California’s biggest wildfire of 2019, the Walker Fire, is near 100 percent containment after favorable weather conditions helped fire crews make great progress fighting the blaze.
The wildfire, burning in Plumas National Forest about 11 miles east of Taylorsville, is now 96 percent contained after charring 54,518 acres, according to a Tuesday morning incident report by the U.S. Forest Service.
All mandatory evacuation orders for the wildfire have been lifted by the Plumas and Lassen county sheriff’s offices. Some local roadways near the fire remain closed, the Forest Service says.
The area saw about an inch of rain as a cold front blew across Northern California on Monday, the Forest Service said.
Though dry weather is predicted for Tuesday, a chance of rain will return to the Walker Fire area Wednesday.
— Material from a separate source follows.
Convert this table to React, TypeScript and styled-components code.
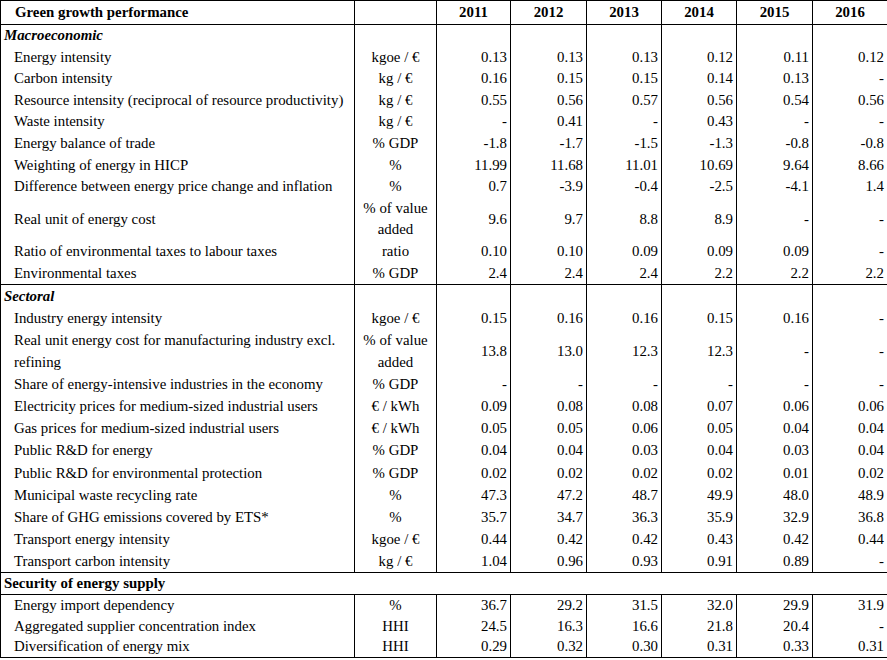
import React from 'react';
import styled, { createGlobalStyle } from 'styled-components';

const GlobalStyle = createGlobalStyle`
  html, body {
    margin: 0;
    padding: 0;
    background: #fff;
  }
  body {
    font-family: "Liberation Serif", "Times New Roman", serif;
    color: #000;
  }
`;

const Table = styled.table`
  border-collapse: collapse;
  table-layout: fixed;
  width: 887px;
  font-size: 14.85px;
  line-height: 21.6px;
  border: 1px solid #000;
`;

const HeadRow = styled.tr`
  height: 24px;
  border-bottom: 1px solid #000;
`;

const HeadCell = styled.th<{ $align?: 'left' | 'center' }>`
  font-weight: bold;
  text-align: ${(p) => p.$align ?? 'center'};
  padding: 0 0 0 ${(p) => (p.$align === 'left' ? '14px' : '0')};
  border-left: 1px solid #000;
  border-right: 1px solid #000;
  vertical-align: middle;
`;

const Section = styled.tbody<{ $line?: number }>`
  border-top: 1px solid #000;
  line-height: ${(p) => p.$line ?? 21.6}px;
`;

const Cell = styled.td`
  padding: 0;
  border-left: 1px solid #000;
  border-right: 1px solid #000;
  vertical-align: middle;
  white-space: nowrap;
`;

const SectionTitle = styled(Cell)<{ $italic?: boolean }>`
  font-weight: bold;
  font-style: ${(p) => (p.$italic ? 'italic' : 'normal')};
  padding-left: 3px;
`;

const WideTitle = styled(SectionTitle)`
  border-bottom: 1px solid #000;
`;

const LabelCell = styled(Cell)`
  padding-left: 13px;
`;

const UnitCell = styled(Cell)`
  text-align: center;
`;

const ValueCell = styled(Cell)`
  text-align: right;
  padding-right: 3px;
`;

type Row = {
  label: React.ReactNode;
  unit: React.ReactNode;
  values: string[];
};

const years = ['2011', '2012', '2013', '2014', '2015', '2016'];

const macro: Row[] = [
  { label: 'Energy intensity', unit: 'kgoe / €', values: ['0.13', '0.13', '0.13', '0.12', '0.11', '0.12'] },
  { label: 'Carbon intensity', unit: 'kg / €', values: ['0.16', '0.15', '0.15', '0.14', '0.13', '-'] },
  { label: 'Resource intensity (reciprocal of resource productivity)', unit: 'kg / €', values: ['0.55', '0.56', '0.57', '0.56', '0.54', '0.56'] },
  { label: 'Waste intensity', unit: 'kg / €', values: ['-', '0.41', '-', '0.43', '-', '-'] },
  { label: 'Energy balance of trade', unit: '% GDP', values: ['-1.8', '-1.7', '-1.5', '-1.3', '-0.8', '-0.8'] },
  { label: 'Weighting of energy in HICP', unit: '%', values: ['11.99', '11.68', '11.01', '10.69', '9.64', '8.66'] },
  { label: 'Difference between energy price change and inflation', unit: '%', values: ['0.7', '-3.9', '-0.4', '-2.5', '-4.1', '1.4'] },
  { label: 'Real unit of energy cost', unit: <>% of value<br />added</>, values: ['9.6', '9.7', '8.8', '8.9', '-', '-'] },
  { label: 'Ratio of environmental taxes to labour taxes', unit: 'ratio', values: ['0.10', '0.10', '0.09', '0.09', '0.09', '-'] },
  { label: 'Environmental taxes', unit: '% GDP', values: ['2.4', '2.4', '2.4', '2.2', '2.2', '2.2'] },
];

const sectoral: Row[] = [
  { label: 'Industry energy intensity', unit: 'kgoe / €', values: ['0.15', '0.16', '0.16', '0.15', '0.16', '-'] },
  { label: <>Real unit energy cost for manufacturing industry excl.<br />refining</>, unit: <>% of value<br />added</>, values: ['13.8', '13.0', '12.3', '12.3', '-', '-'] },
  { label: 'Share of energy-intensive industries in the economy', unit: '% GDP', values: ['-', '-', '-', '-', '-', '-'] },
  { label: 'Electricity prices for medium-sized industrial users', unit: '€ / kWh', values: ['0.09', '0.08', '0.08', '0.07', '0.06', '0.06'] },
  { label: 'Gas prices for medium-sized industrial users', unit: '€ / kWh', values: ['0.05', '0.05', '0.06', '0.05', '0.04', '0.04'] },
  { label: 'Public R&D for energy', unit: '% GDP', values: ['0.04', '0.04', '0.03', '0.04', '0.03', '0.04'] },
  { label: 'Public R&D for environmental protection', unit: '% GDP', values: ['0.02', '0.02', '0.02', '0.02', '0.01', '0.02'] },
  { label: 'Municipal waste recycling rate', unit: '%', values: ['47.3', '47.2', '48.7', '49.9', '48.0', '48.9'] },
  { label: 'Share of GHG emissions covered by ETS*', unit: '%', values: ['35.7', '34.7', '36.3', '35.9', '32.9', '36.8'] },
  { label: 'Transport energy intensity', unit: 'kgoe / €', values: ['0.44', '0.42', '0.42', '0.43', '0.42', '0.44'] },
  { label: 'Transport carbon intensity', unit: 'kg / €', values: ['1.04', '0.96', '0.93', '0.91', '0.89', '-'] },
];

const security: Row[] = [
  { label: 'Energy import dependency', unit: '%', values: ['36.7', '29.2', '31.5', '32.0', '29.9', '31.9'] },
  { label: 'Aggregated supplier concentration index', unit: 'HHI', values: ['24.5', '16.3', '16.6', '21.8', '20.4', '-'] },
  { label: 'Diversification of energy mix', unit: 'HHI', values: ['0.29', '0.32', '0.30', '0.31', '0.33', '0.31'] },
];

const colWidths = [354, 82, 74, 76, 75, 75, 76, 75];

function DataRows({ rows }: { rows: Row[] }) {
  return (
    <>
      {rows.map((r, i) => (
        <tr key={i}>
          <LabelCell>{r.label}</LabelCell>
          <UnitCell>{r.unit}</UnitCell>
          {r.values.map((v, j) => (
            <ValueCell key={j}>{v}</ValueCell>
          ))}
        </tr>
      ))}
    </>
  );
}

function EmptyCells() {
  return (
    <>
      {colWidths.slice(1).map((_, i) => (
        <Cell key={i} />
      ))}
    </>
  );
}

export default function App() {
  return (
    <>
      <GlobalStyle />
      <Table>
        <colgroup>
          {colWidths.map((w, i) => (
            <col key={i} style={{ width: w }} />
          ))}
        </colgroup>
        <thead>
          <HeadRow>
            <HeadCell $align="left">Green growth performance</HeadCell>
            <HeadCell />
            {years.map((y) => (
              <HeadCell key={y}>{y}</HeadCell>
            ))}
          </HeadRow>
        </thead>
        <Section>
          <tr>
            <SectionTitle $italic>Macroeconomic</SectionTitle>
            <EmptyCells />
          </tr>
          <DataRows rows={macro} />
        </Section>
        <Section $line={22.05}>
          <tr>
            <SectionTitle $italic>Sectoral</SectionTitle>
            <EmptyCells />
          </tr>
          <DataRows rows={sectoral} />
        </Section>
        <Section $line={20.9}>
          <tr>
            <WideTitle colSpan={8}>Security of energy supply</WideTitle>
          </tr>
          <DataRows rows={security} />
        </Section>
      </Table>
    </>
  );
}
About 150 lightning strikes were also observed Monday evening, but did not impact the Walker Fire, according to the Forest Service.
“With the high increase in containment and the threat of escape mitigated, a large number of fire personnel and equipment have started being released from the incident to return to their home units,” the Forest Service said in Tuesday morning’s incident update.
At its peak, more than 2,000 personnel were assigned to the Walker Fire. No injuries have been reported and no structures have been destroyed.
The Walker Fire started the afternoon of Sept. 4 in the Genesee Valley. Its cause remains under investigation.